Indian IT services giants Infosys and Wipro both operate offices in Russia – and neither is saying what will become of them.
Evidence of the two companies’ Russian presences are not hard to find. Infosys lists a Moscow office among its European points of presence, and in 2016 proudly announced the founding of a development center to support its heavy engineering practice.
Wipro published a “Special Purpose Financial Statements and Auditor’s Report” for an entity named “Wipro Technologies Limited, Russia” in a document [PDF] dated March 31, 2021. The document reports that the entity earned revenue of ₽78 million (about $1,045,000 at the time) for the year under audit.
Neither Wipro nor Infosys responded to The Register‘s queries about their intentions within the timeframe we set for responses to this article.

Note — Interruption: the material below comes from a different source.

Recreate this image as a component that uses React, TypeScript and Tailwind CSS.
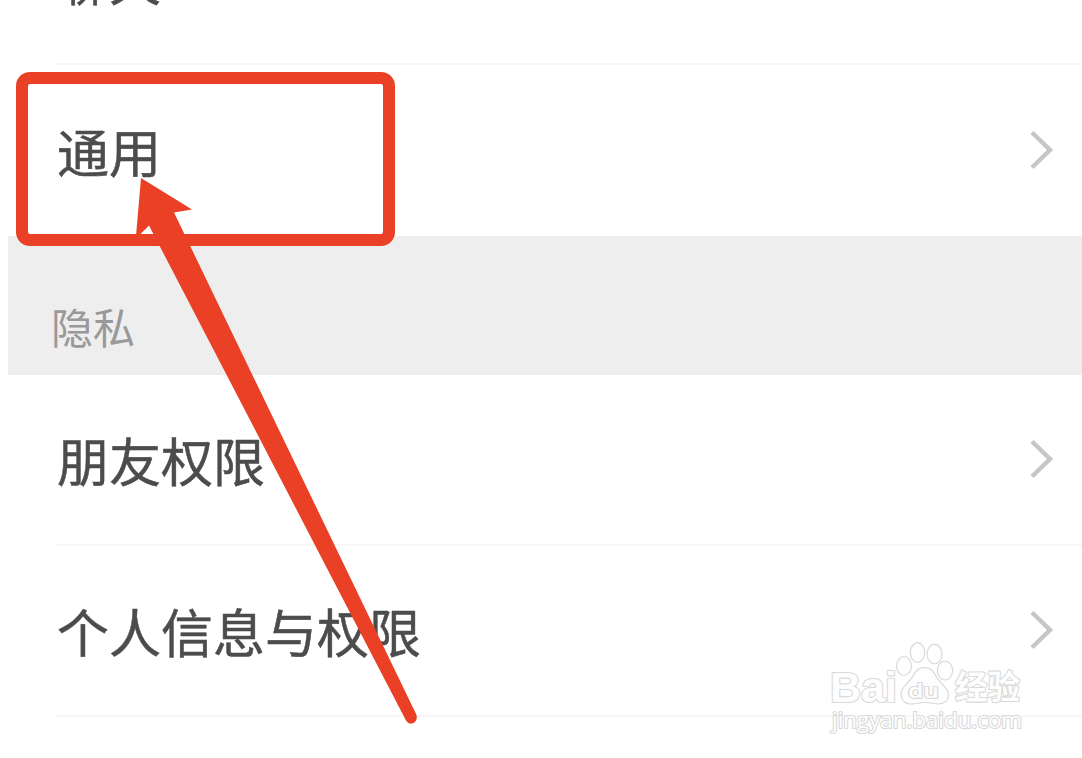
const rowText = "text-[52px] leading-[52px] text-[#4c4c4c] [-webkit-text-stroke:0.5px_#4c4c4c]";

function Chevron() {
  return (
    <svg className="mb-0.5 h-11 w-7 shrink-0" viewBox="0 0 28 44" fill="none">
      <path d="M4 4.5 L22 22 L4 39.5" stroke="#c6c6c6" strokeWidth="4.5" />
    </svg>
  );
}

function Row({ label, divider = true }: { label: string; divider?: boolean }) {
  return (
    <div className="flex h-[171px] shrink-0 pl-12">
      <div
        className={`flex flex-1 items-center justify-between pr-[26px] ${
          divider ? "border-b-2 border-[#f7f7f7]" : ""
        }`}
      >
        <span className={`pl-px ${rowText}`}>{label}</span>
        <Chevron />
      </div>
    </div>
  );
}

function Watermark() {
  return (
    <svg
      className="absolute left-[820px] top-[636px]"
      width="212"
      height="104"
      viewBox="820 636 212 104"
      fill="#fefefe"
      stroke="#d9d9d9"
      strokeWidth="1.2"
    >
      <ellipse cx="904" cy="666" rx="7.5" ry="9.5" />
      <ellipse cx="917.5" cy="652.5" rx="7.2" ry="9.8" />
      <ellipse cx="934.5" cy="654" rx="7.5" ry="9.8" />
      <ellipse cx="945" cy="670.5" rx="7.7" ry="9.5" />
      <path d="M924.5 667.5 C931 667.5 934 672 937 678 C941 684 948.5 688 948.5 695 C948.5 701 944 704 938 704 C933 704 930 702.5 925 702.5 C919 702.5 917 704 911 704 C904.500 704 901 700 901 694 C901 687 908 684 912 677.500 C915 672 918 667.500 924.500 667.500 Z" />
      <g
        fontFamily="'Liberation Sans', 'Noto Sans CJK SC', sans-serif"
        strokeWidth="2.2"
        paintOrder="stroke"
        strokeLinejoin="round"
      >
        <text x="830" y="701.5" fontSize="43" fontWeight="700" textLength="67" lengthAdjust="spacingAndGlyphs">
          Bai
        </text>
        <text
          x="908"
          y="697.5"
          fontSize="20"
          fontFamily="'Open Sans', sans-serif"
          fontWeight="600"
          textLength="31"
          lengthAdjust="spacingAndGlyphs"
        >
          du
        </text>
        <text x="955" y="699" fontSize="32.5" fontWeight="700">
          经验
        </text>
        <text
          x="832"
          y="728"
          fontSize="22"
          fontFamily="'Open Sans', sans-serif"
          textLength="190"
          lengthAdjust="spacingAndGlyphs"
        >
          jingyan.baidu.com
        </text>
      </g>
    </svg>
  );
}

// Red frame around the "通用" entry and the arrow pointing at it
function Highlight() {
  return (
    <>
      <div className="absolute left-4 top-[72px] h-[174px] w-[379px] rounded-[14px] border-[12px] border-[#ea4026]" />
      <svg className="absolute left-0 top-0" width="1082" height="758" fill="#ea4026">
        <path d="M141 178 L192 209.500 L174 212.500 L416.300 714.500 Q418.200 720.500 413 723.300 Q408.500 724.800 406 720.500 L149 225.500 L140.500 234 L136 236 Z" />
      </svg>
    </>
  );
}

export default function App() {
  return (
    <div
      className="relative h-[758px] w-[1082px] overflow-hidden bg-white pl-2 font-['Noto_Sans_CJK_SC',sans-serif]"
      lang="zh-CN"
    >
      <div className="flex h-[65px] flex-col justify-end overflow-hidden">
        <Row label="聊天" />
      </div>
      <Row label="通用" divider={false} />
      <div className="h-[139px] bg-[#eeeeee] pl-[43px] pt-[69px] text-[42px] leading-[42px] text-[#999999]">
        隐私
      </div>
      <Row label="朋友权限" />
      <Row label="个人信息与权限" />
      <Watermark />
      <Highlight />
    </div>
  );
}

We cannot therefore offer any information about Wipro’s Ukraine subsidiary, which operates in Kyiv, Kharkiv and Lviv.
Rival India firms offered expressions of support for Ukraine.
TCS told us the company is “concerned about the humanitarian tragedy unfolding in Ukraine” and that the company has donated one million Euros to European aid agencies while matching any contributions from their employees.
HCL, which doesn’t have a presence in the region, said: “We remain focused on maintaining the highest service delivery levels for our clients, and there has been no impact on client operations.”
The Noida-headquartered company said it was committed to providing care and assistance to all its employees with family members in Ukraine, as well as ongoing outreach to employees and their families in neighboring countries.
The silence of Wipro and Infosys contrasts with the likes of fellow consultancies PwC, KPMG, Accenture and DXC, which have all quit Russia – citing a desire to protest Russia’s illegal invasion of Ukraine.
In India, meanwhile, media has speculated that the invasion’s obvious negative impact on Ukraine’s outsourcing industry could see work move to India.